Analysis: The statutory definition and its explanation were construed as creating a taxable nexus where goods were actually within the Province and the transaction had a substantial territorial connection there. Where despatch took place in pursuance of an existing contract of sale, the fiction could validly treat the transaction as having taken place in the Province for the purpose of levy. The answer depended on the circumstances, but where the despatch was in furtherance of a contract, the transaction was taxable under the Explanation.
Conclusion: Such transactions were liable to be treated as sales within the meaning of the Act when they were in furtherance of a contract of sale.
Issue (iii): Whether Explanation II to clause (g) of section 2 of the Central Provinces and Berar Sales Tax Act, 1947 was beyond the competence of the Provincial Legislature and whether the statutory fiction remained effective subject to the Constitution.
Analysis: The charging provision was within legislative competence because entry 48 in List II empowered taxation on the sale of goods. A legislature of limited powers is presumed to act within its jurisdiction, and a fiscal enactment may employ a legal fiction if there is a sufficient territorial nexus with the taxing State. On that footing, the unamended Explanation was validly enacted. However, the amended Explanation, which materially altered the law of sale, was not supported by the required gubernatorial assent and could not operate.
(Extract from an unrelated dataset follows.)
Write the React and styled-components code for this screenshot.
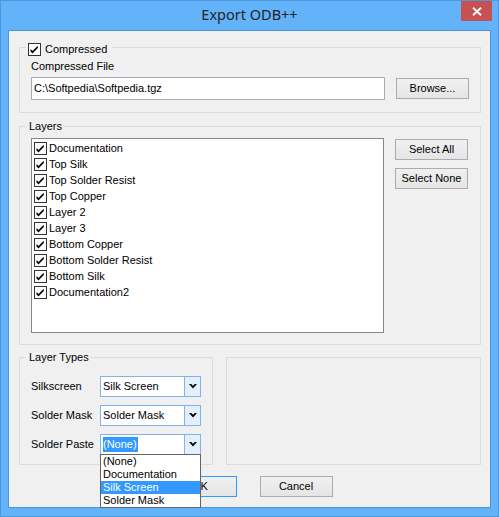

The Court also held that Article 286 prevented continued enforcement of the Explanation to the extent that the Constitution reserved sales-tax incidence to the State of delivery for consumption.
Conclusion: Explanation II was not ultra vires the Provincial Legislature, though its enforcement was curtailed by the Constitution and the amended form was invalid.
Final Conclusion: The reference was answered substantially in favour of the taxing authority, with the assessee failing on the core validity challenge and on the principal taxable transactions.
Ratio Decidendi: A sales tax law may validly create a territorial fiction for transactions having a substantial nexus with the taxing State, but its operation is confined by constitutional limits and by any requirement of assent for altering the governing law of sale.